For a business of any size, the ability to quickly diagnose issues with their IT infrastructure and act on them before they become a major or long-term issue is incredibly valuable. Minimizing or eliminating costly downtime is the primary objective of any IT strategy, and Remote Monitoring & Management (RM&M) is an effective tool in achieving that. With it’s early detection ability, RM&M abates falling employee productivity, customer dissatisfaction and potential revenue loss, because critical infrastructure issues are dealt with proactively as opposed to reactively.
With RM&M you set up automated software and processes to perform checks on your business-critical hardware and log various performance metrics like hard drive health, CPU temperature, and system uptime, just to name a few.
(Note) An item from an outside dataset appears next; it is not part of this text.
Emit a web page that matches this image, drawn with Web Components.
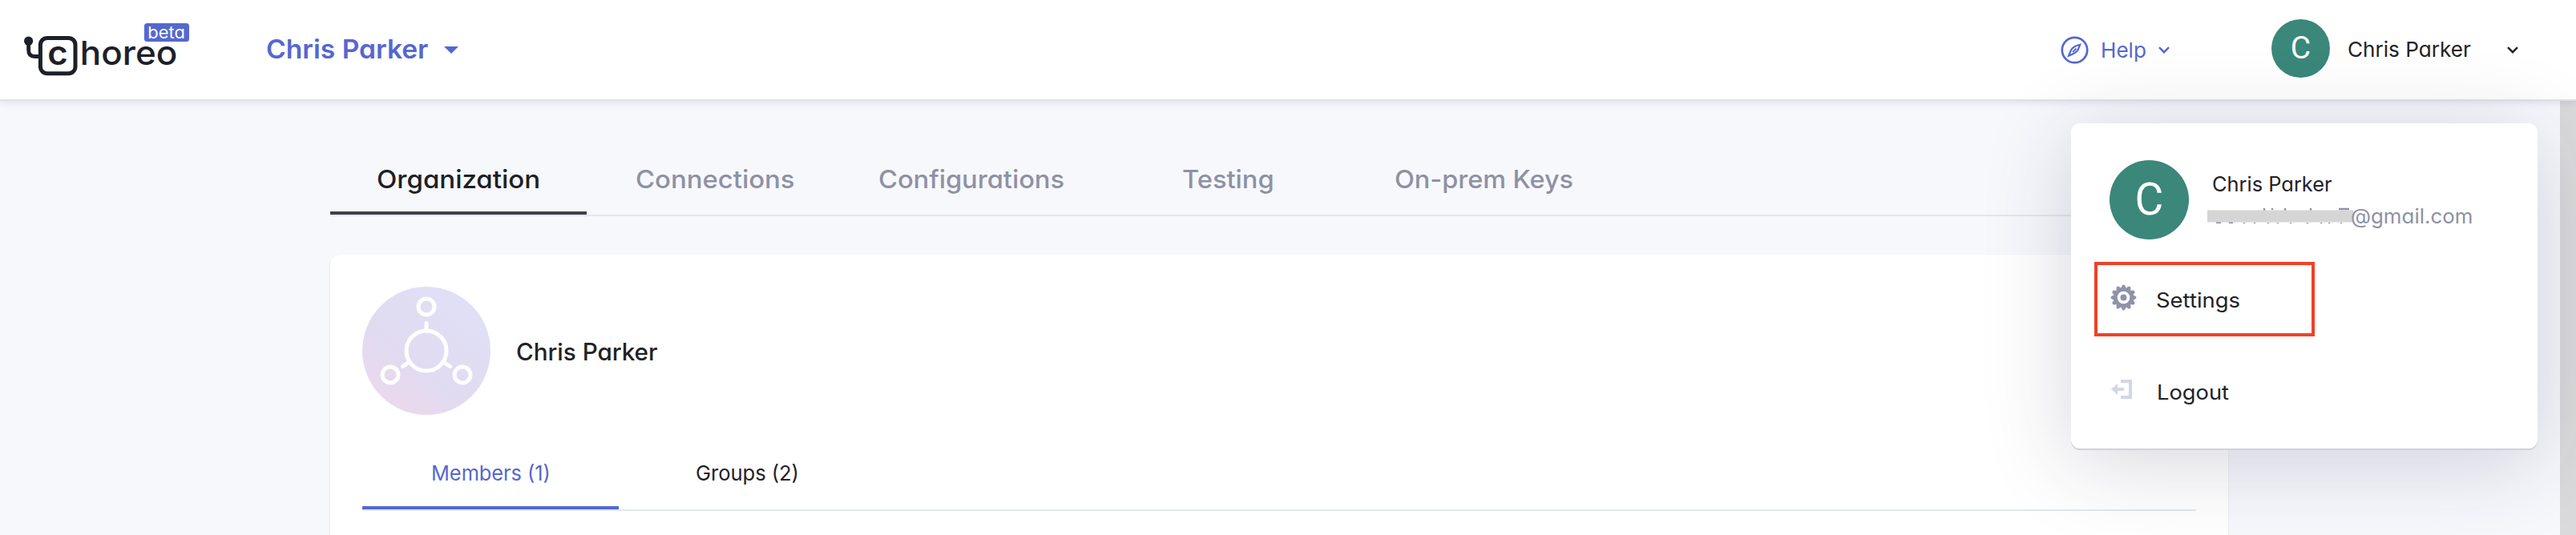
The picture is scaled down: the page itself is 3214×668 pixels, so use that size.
<!DOCTYPE html>
<html lang="en">
<head>
<meta charset="utf-8">
<title>Choreo</title>
<style>
html,body{margin:0;height:668px;overflow:hidden;background:#f7f8fc;font-family:Inter,"Liberation Sans",sans-serif;color:#222228}
</style>
</head>
<body>
<choreo-app></choreo-app>
<script>
const define = (name, html, ready) => {
  const tpl = document.createElement('template');
  tpl.innerHTML = html;
  customElements.define(name, class extends HTMLElement {
    connectedCallback() {
      if (this.shadowRoot) return;
      this.attachShadow({mode: 'open'}).append(tpl.content.cloneNode(true));
      if (ready) ready.call(this, this.shadowRoot);
    }
  });
};

// A single line, widened so that its ink spans the given width.
const pen = document.createElement('canvas').getContext('2d');
define('ui-label', `<style>
  :host{display:block;flex:none;white-space:nowrap;line-height:1.25;font-feature-settings:"cv11" 1}
  span{display:inline-block;transform-origin:0 50%}
</style><span></span>`, function (root) {
  const span = root.querySelector('span'), w = +this.getAttribute('w'), text = this.getAttribute('text');
  this.style.fontSize = this.getAttribute('size') + 'px';
  this.style.fontWeight = this.getAttribute('weight') || 400;
  this.style.width = w + 'px';
  span.textContent = text;
  const cs = getComputedStyle(span);
  pen.font = `${cs.fontWeight} ${cs.fontSize} ${cs.fontFamily}`;
  const m = pen.measureText(text), left = -m.actualBoundingBoxLeft, right = m.width - m.actualBoundingBoxRight;
  const ink = span.getBoundingClientRect().width - left - right;
  const k = w / ink;
  span.style.transform = `scaleX(${k})`;
  span.style.marginLeft = -left * k + 'px';
});

define('choreo-logo', `<style>:host{display:block;flex:none;width:210px;height:70px}svg{display:block}text{font-family:Inter,sans-serif}</style>
<svg width="210" height="70" viewBox="30 28 210 70">
  <rect x="50.4" y="48.4" width="43.6" height="44.4" rx="8.5" fill="none" stroke="#1d2028" stroke-width="5"/>
  <circle cx="35.6" cy="52.2" r="5.6" fill="#1d2028"/>
  <path d="M35.6 52v11.500q0 8 8 8H50" fill="none" stroke="#1d2028" stroke-width="4.8"/>
  <text x="59.200" y="82" font-size="41" font-weight="600" fill="#1d2028" textLength="25.500" lengthAdjust="spacingAndGlyphs">c</text>
  <text x="99.800" y="82" font-size="41.500" font-weight="500" fill="#1d2028" textLength="121.500" lengthAdjust="spacingAndGlyphs">horeo</text>
  <rect x="180" y="30" width="56" height="23" rx="3.500" fill="#5668cf"/>
  <text x="184.300" y="48.700" font-size="20.500" font-weight="400" fill="#fff" textLength="46.500" lengthAdjust="spacingAndGlyphs" style="font-feature-settings:'cv11' 1">beta</text>
</svg>`);

define('ui-chevron', `<style>:host{display:block;flex:none;width:14px;height:9px}svg{display:block}</style>
<svg width="14" height="9" fill="none" stroke="currentColor" stroke-width="2.4"><path d="M1 1.200 7 7.200 13 1.200"/></svg>`);

define('user-avatar', `<style>
  :host{display:flex;flex:none;align-items:center;justify-content:center;border-radius:50%;background:#3b877a;color:#fff;font-family:Roboto,sans-serif;line-height:1}
</style><slot></slot>`);

define('app-header', `<style>
  :host{display:flex;align-items:center;height:124px;background:#fff;border-bottom:2px solid #dfe0e8;box-shadow:0 1px 10px rgba(40,40,70,.13);position:relative;padding-left:30px}
  .org{display:flex;align-items:center;gap:19px;margin-left:93px;color:#5567d0}
  .spacer{flex:1}
  .help{display:flex;align-items:center;color:#5567d0;width:263px}
  .help svg{margin-right:17px}
  .help ui-label{margin-top:3px}
  .help ui-chevron{margin-left:16px}
  .user{display:flex;align-items:center;width:380px}
  user-avatar{width:73px;height:73px;font-size:39px;margin:-3px 23px 0 0}
  .user ui-chevron{margin-left:45px}
  .user ui-label{margin-top:0}
</style>
<choreo-logo></choreo-logo>
<div class="org"><ui-label text="Chris Parker" size="32.500" weight="600" w="201.500"></ui-label>
<svg width="18" height="9"><path d="M0 0h18L9 9z" fill="#5567d0"/></svg></div>
<div class="spacer"></div>
<div class="help"><svg width="35" height="35" fill="none" stroke="#5567d0"><circle cx="17.500" cy="17.500" r="15.700" stroke-width="2.700"/><path d="M24.200 10.800q-8.500 2-11.200 6.700l-3 7.200q8.700-3 11.400-7z" stroke-width="2.200"/><path d="M15 20l4.500-4.500" stroke-width="1.800"/></svg>
<ui-label text="Help" size="26" w="54"></ui-label><ui-chevron></ui-chevron></div>
<div class="user"><user-avatar>C</user-avatar><ui-label text="Chris Parker" size="26" w="153"></ui-label><ui-chevron></ui-chevron></div>`);

define('tab-item', `<style>
  :host{display:flex;align-items:center;justify-content:center;box-sizing:border-box;width:320px;height:100%;padding-top:3px;border-bottom:4px solid transparent;color:var(--tab-idle)}
  :host([active]){color:var(--tab-active);border-color:var(--tab-line)}
</style><slot></slot>`);
define('tab-bar', `<style>:host{display:flex;border-bottom:2px solid var(--rule)}</style><slot></slot>`);

define('org-card', `<style>
  :host{display:block;box-sizing:border-box;height:380px;padding:40px 40px 0;background:#fff;border-radius:12px;box-shadow:0 1px 2px rgba(40,40,70,.16)}
  .head{display:flex;align-items:center;gap:33px;height:160px}
  .head ui-label{margin-top:3px;color:#222}
  tab-bar{height:88px;margin-top:30px;--rule:#e3e8ec;--tab-idle:#222228;--tab-active:#5567d0;--tab-line:#5567d0}
</style>
<div class="head">
<svg width="160" height="160"><defs><linearGradient id="g" x1=".15" y1=".9" x2=".75" y2=".15"><stop stop-color="#ebd9ed"/><stop offset=".4" stop-color="#e1dbf1"/><stop offset="1" stop-color="#e0dff5"/></linearGradient></defs>
<circle cx="80" cy="80" r="80" fill="url(#g)"/><g fill="none" stroke="#fff" stroke-width="5" stroke-linecap="round"><circle cx="80" cy="80" r="25"/><circle cx="80" cy="25" r="10"/><circle cx="35" cy="110" r="10"/><circle cx="125" cy="110" r="10"/><path d="M80 45.500V54M58 94.500l-7.500 5M102 94.500l7.500 5"/></g></svg>
<ui-label text="Chris Parker" size="29.500" weight="500" w="175"></ui-label></div>
<tab-bar><tab-item active><ui-label text="Members (1)" size="26" w="144.500"></ui-label></tab-item><tab-item><ui-label text="Groups (2)" size="26" w="125.500"></ui-label></tab-item></tab-bar>`);

define('account-menu', `<style>
  :host{display:block;box-sizing:border-box;width:582px;height:406px;border-radius:11px;background:#fff;box-shadow:0 2px 0 #d0d0da,0 16px 110px rgba(35,35,75,.19)}
  .who{display:flex;align-items:center;gap:30px;padding:46px 0 0 48px}
  user-avatar{width:99px;height:99px;font-size:55px;line-height:1.05}
  .lines{display:flex;flex-direction:column;gap:7px}
  .mail{display:flex;color:#8d91a5;margin-left:-7px}
  .mail ui-label{margin:1px 0 0 -2px}
  .row{display:flex;align-items:center;position:relative;height:116px}
  .row ui-label{margin-top:3px}
  .set{margin-top:18px;height:113px;padding-left:50px;gap:25px}
  .out{padding-left:50px;gap:33px}
  .box{position:absolute;left:29px;top:10px;width:267px;height:85px;box-sizing:content-box;outline:0;border:4px solid #f04027;box-sizing:border-box;width:275px;height:93px}
</style>
<div class="who"><user-avatar>C</user-avatar><div class="lines">
<ui-label text="Chris Parker" size="25.500" w="149"></ui-label>
<div class="mail"><svg width="182" height="32"><g stroke="#8d91a5" stroke-width="2.400"><path d="M71 7v4M81 7v2M97 7v4M129 7v4M164 8h13M76 25v1M46 25v1M59 25v1M88 25v1M104 25v1M125 25v1M142 25v1M152 25v1M167 25v1"/><path d="M11 25h6M27 25h5" stroke-width="2"/></g><rect y="9.500" width="182" height="15" fill="#d5d5d5"/></svg>
<ui-label text="@gmail.com" size="25.500" w="150"></ui-label></div></div></div>
<div class="row set"><svg style="margin-top:-5px;margin-left:-1px" width="33" height="33" viewBox="-16.500 -16.500 33 33"><g fill="#9093a8" id="teeth"></g><circle r="10" fill="none" stroke="#9093a8" stroke-width="5"/><circle r="7.800" fill="#fff"/><circle r="4" fill="#9093a8"/></svg>
<ui-label text="Settings" size="25.500" w="103.500"></ui-label><div class="box"></div></div>
<div class="row out"><svg style="margin-top:-4px" width="26" height="24"><path d="M12 2H24V22H12M7 12H16" fill="none" stroke="#d3d7e2" stroke-width="4"/><path d="M0 12 8 5V19z" fill="#d3d7e2"/></svg>
<ui-label text="Logout" size="25.500" w="87.500"></ui-label></div>`, function (root) {
  let s = '';
  for (let i = 0; i < 12; i++) s += `<path transform="rotate(${i * 30})" d="M10.500-3.800 15.300-1.600Q16.600 0 15.300 1.600L10.500 3.800z"/>`;
  root.querySelector('#teeth').innerHTML = s;
});

define('choreo-app', `<style>
  :host{display:block;width:3214px;height:668px;position:relative;overflow:hidden}
  .body{display:flex;height:542px}
  main{flex:1;padding:54px 414px 0 412px}
  .rail{width:20px;background:#dadadc}
  .main-tabs{height:88px;margin-bottom:48px;--rule:#e6e7ec;--tab-idle:#8e91a4;--tab-active:#1d2024;--tab-line:#40404b}
  account-menu{position:absolute;left:2584px;top:154px}
</style>
<app-header></app-header>
<div class="body"><main>
<tab-bar class="main-tabs">
<tab-item active><ui-label text="Organization" size="31.500" weight="500" w="201"></ui-label></tab-item>
<tab-item><ui-label text="Connections" size="31.500" weight="500" w="196.500"></ui-label></tab-item>
<tab-item><ui-label text="Configurations" size="31.500" weight="500" w="230"></ui-label></tab-item>
<tab-item><ui-label text="Testing" size="31.500" weight="500" w="112"></ui-label></tab-item>
<tab-item><ui-label text="On-prem Keys" size="31.500" weight="500" w="221"></ui-label></tab-item>
</tab-bar>
<org-card></org-card></main><div class="rail"></div></div>
<account-menu></account-menu>`);
</script>
</body>
</html>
You can be notified if any of them fall in an area that would signify a warning (you should keep an eye on the issue) or a critical issue (you should act on it immediately). There are tons of options for RM&M software, ranging from paid subscriptions to free and open source, but they all use the same or similar underlying technology to get things done.
When grabbing information from your devices on the network, regardless of the product you’re using, it’s probably using SNMP. SNMP, or Simple Network Management Protocol, is capable of not only reading information from, but also writing configuration changes to, your networked devices. Through the use of pre-configured community strings (passwords) you are able to require authentication to access your devices through SNMP, and thus limit the people who are able to connect. Since SNMP v1 and SNMP v2c both send information in the clear, it’s strongly recommended you use the more recent SNMP v3 when you implement this on your network, as it encrypts information before transmission. Once you have your version of SNMP and community string selected, you’ll need to review the device’s MIB (Management Information Base) and select which OIDs you’ll be using. A device’s MIB is a listing of variables that define the various statistics and performance metrics you’ll want to monitor. These individual variables are the OIDs, or Object Identifiers. Since SNMP is a protocol that can stand on its own, you could certainly make manual SNMP calls to grab the information you’re looking for, but for an easier way to automate it, let’s look at some options.
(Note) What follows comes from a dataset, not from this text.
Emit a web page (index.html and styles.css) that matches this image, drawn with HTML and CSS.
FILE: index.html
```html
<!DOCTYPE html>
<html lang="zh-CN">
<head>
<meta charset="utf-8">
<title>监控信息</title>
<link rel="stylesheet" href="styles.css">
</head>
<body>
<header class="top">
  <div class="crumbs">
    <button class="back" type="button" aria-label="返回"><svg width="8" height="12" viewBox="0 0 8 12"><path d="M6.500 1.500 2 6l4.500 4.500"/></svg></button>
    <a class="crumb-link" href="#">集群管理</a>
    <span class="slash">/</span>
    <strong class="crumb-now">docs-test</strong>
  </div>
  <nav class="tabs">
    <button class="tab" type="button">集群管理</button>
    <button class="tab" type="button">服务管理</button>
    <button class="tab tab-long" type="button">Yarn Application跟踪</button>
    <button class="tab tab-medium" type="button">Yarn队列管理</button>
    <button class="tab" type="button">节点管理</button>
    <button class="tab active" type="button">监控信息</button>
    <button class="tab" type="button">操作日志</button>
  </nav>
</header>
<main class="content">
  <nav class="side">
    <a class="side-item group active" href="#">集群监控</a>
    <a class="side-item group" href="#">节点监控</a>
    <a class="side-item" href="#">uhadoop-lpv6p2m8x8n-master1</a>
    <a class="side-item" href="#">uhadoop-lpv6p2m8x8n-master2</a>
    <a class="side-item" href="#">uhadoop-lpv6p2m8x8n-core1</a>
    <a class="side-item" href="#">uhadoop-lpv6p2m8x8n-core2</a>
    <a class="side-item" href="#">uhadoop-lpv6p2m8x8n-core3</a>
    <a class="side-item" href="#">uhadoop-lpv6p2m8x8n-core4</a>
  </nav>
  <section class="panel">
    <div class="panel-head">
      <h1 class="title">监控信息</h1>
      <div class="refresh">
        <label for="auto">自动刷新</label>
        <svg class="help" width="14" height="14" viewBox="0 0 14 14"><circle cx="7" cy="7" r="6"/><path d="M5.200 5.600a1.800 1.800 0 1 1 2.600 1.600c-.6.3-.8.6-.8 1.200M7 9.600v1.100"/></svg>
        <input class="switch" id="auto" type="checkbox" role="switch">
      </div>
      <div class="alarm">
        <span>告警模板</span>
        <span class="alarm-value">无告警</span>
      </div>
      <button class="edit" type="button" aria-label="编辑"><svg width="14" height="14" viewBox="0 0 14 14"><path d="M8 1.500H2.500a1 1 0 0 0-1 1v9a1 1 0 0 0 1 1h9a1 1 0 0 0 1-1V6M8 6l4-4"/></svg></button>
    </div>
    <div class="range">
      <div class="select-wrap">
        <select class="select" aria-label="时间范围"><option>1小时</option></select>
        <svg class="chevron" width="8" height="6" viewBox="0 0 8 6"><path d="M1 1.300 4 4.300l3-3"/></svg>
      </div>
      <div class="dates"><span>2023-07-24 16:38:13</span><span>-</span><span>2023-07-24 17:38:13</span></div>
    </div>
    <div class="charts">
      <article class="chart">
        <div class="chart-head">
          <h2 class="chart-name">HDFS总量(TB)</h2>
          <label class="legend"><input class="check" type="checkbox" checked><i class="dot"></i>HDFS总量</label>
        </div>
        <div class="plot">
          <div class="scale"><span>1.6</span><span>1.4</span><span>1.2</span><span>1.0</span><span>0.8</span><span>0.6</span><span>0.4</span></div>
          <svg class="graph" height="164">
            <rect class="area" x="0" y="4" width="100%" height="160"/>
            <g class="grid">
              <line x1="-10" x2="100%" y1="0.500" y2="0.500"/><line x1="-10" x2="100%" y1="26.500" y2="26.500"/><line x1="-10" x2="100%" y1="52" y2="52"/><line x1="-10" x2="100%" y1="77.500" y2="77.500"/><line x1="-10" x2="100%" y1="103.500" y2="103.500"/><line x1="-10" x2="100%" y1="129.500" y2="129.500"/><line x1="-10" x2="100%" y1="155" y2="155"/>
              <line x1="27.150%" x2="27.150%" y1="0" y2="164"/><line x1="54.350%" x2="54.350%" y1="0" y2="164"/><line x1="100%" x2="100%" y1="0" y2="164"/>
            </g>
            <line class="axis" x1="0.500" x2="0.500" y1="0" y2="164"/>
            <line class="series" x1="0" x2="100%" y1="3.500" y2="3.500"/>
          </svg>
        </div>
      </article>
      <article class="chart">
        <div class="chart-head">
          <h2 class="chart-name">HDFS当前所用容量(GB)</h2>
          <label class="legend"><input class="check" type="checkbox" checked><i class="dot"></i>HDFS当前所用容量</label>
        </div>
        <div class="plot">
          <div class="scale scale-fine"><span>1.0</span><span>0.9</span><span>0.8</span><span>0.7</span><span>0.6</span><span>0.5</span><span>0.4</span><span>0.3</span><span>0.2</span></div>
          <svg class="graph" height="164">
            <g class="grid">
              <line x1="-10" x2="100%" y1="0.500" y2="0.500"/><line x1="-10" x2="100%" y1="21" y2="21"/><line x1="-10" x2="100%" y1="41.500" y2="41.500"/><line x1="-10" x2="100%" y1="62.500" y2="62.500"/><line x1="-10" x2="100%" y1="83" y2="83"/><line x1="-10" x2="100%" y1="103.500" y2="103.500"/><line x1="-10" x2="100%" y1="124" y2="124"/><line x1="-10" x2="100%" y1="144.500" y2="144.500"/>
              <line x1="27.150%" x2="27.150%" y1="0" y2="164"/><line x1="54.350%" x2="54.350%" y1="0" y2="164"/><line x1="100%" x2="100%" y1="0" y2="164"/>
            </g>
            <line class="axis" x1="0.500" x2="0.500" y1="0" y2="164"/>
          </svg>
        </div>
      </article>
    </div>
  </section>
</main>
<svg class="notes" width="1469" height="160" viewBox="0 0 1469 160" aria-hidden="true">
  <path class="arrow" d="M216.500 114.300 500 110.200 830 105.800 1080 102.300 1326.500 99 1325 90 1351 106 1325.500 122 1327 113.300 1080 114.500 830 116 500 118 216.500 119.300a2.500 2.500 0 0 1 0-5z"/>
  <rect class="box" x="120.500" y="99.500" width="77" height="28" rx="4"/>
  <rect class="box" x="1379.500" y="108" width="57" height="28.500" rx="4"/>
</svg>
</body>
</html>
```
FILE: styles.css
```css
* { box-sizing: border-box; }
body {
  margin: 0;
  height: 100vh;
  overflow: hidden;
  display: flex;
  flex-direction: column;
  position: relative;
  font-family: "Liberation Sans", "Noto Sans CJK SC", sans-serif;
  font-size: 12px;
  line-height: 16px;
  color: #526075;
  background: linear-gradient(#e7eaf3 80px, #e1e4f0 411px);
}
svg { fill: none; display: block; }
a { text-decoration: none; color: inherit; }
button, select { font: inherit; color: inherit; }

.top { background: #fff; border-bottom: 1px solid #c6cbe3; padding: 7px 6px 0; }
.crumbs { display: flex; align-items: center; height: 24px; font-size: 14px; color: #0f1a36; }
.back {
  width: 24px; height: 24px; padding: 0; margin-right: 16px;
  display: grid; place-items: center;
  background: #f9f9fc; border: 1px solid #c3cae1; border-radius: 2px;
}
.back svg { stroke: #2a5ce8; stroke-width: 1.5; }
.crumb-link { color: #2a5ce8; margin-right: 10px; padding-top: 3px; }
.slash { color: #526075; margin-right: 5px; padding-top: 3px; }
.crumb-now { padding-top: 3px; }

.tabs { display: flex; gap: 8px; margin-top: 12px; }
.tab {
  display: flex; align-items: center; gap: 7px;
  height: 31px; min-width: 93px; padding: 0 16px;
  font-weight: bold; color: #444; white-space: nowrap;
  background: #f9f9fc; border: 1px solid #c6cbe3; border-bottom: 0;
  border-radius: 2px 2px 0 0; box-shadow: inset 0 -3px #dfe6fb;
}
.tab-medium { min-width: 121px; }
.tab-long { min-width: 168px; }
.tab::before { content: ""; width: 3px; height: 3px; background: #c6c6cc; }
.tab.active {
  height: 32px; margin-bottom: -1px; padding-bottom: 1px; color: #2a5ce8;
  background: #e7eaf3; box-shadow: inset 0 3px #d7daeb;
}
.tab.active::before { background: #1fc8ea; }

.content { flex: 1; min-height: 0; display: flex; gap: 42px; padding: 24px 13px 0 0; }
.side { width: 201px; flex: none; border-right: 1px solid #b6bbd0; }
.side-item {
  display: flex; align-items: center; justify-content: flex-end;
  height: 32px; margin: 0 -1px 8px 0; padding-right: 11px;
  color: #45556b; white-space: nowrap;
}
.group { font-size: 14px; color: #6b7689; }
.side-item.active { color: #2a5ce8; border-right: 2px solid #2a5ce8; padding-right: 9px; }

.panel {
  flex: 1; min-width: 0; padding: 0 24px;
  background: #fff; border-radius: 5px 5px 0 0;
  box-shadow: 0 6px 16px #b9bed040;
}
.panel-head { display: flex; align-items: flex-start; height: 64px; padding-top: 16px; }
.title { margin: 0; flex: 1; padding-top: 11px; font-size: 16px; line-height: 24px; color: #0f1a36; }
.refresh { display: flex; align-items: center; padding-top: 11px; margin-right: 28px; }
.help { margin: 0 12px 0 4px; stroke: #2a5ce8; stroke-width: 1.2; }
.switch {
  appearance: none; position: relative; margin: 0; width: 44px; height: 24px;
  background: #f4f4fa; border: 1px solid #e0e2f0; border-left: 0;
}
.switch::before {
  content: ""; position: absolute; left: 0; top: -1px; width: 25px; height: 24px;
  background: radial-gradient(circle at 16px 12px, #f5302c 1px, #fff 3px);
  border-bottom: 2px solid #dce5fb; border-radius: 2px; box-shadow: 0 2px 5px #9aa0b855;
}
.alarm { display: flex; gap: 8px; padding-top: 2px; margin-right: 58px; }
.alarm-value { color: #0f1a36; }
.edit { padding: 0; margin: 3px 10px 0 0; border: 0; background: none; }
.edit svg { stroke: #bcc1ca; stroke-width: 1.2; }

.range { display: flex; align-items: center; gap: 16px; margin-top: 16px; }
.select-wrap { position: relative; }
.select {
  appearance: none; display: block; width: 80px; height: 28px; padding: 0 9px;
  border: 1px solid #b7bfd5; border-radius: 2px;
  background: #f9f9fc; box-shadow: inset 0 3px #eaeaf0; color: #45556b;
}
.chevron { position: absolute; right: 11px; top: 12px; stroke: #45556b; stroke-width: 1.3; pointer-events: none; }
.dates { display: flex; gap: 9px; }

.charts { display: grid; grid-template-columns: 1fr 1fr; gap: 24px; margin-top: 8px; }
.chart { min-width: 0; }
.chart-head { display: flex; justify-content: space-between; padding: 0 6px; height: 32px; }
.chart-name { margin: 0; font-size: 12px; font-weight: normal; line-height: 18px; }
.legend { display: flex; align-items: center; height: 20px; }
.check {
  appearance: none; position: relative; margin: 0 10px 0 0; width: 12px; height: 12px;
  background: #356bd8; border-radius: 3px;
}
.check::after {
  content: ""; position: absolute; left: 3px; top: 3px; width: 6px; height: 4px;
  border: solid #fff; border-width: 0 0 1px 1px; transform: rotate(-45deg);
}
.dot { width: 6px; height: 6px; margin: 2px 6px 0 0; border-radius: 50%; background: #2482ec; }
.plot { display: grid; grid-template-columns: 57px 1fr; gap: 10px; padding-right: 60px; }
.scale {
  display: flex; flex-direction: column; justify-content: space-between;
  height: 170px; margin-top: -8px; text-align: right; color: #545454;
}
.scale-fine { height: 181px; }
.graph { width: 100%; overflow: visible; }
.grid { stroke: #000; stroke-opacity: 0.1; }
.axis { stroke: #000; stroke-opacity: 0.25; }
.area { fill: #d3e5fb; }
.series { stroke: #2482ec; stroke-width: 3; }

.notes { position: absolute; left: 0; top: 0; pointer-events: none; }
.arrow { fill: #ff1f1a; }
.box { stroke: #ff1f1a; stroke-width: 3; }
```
In terms of paid products that handle your RM&M needs, you have several providers to choose from. Some of the most popular are Solarwinds and Continuum, and their products typically provide easier to use graphical interfaces when compared to their free counterparts. Free RM&M tools like Nagios and Comodo are often open source and lean heavily on the need for command line interfacing to configure your setup, however that’s not always the case (Continuum bucks this trend). Regardless of which avenue you pursue, you will be able to utilize the SNMP configuration you set up earlier, or take advantage of the RM&M software’s built-in monitoring and reporting tools. You will often install a monitoring agent on the target machine and configure what metrics you would like it to report on, and select a central server you would like this agent to report back to. The benefit of using this approach over strictly using SNMP is that you are able to configure a single agent each time instead of having to research each vendor’s MIBs and configure them from scratch each time.
It doesn’t matter if you choose to go with the paid or free routes or the agent-based or agentless SNMP options, as long as you are keeping track of the health and performance of the business critical hardware on your network, you are already ahead of the curve.
Being able to identify a faulty product in order to remove or fix it before the failure becomes catastrophic, could save days of network downtime, affecting your ability to provide goods and services. Even if the RM&M you choose only gives you hours worth of early warning, it will easily pay for itself on the time (and possibly money) invested. It’s a no-brainer: it’s time to set up the RM&M configuration that best suits your needs.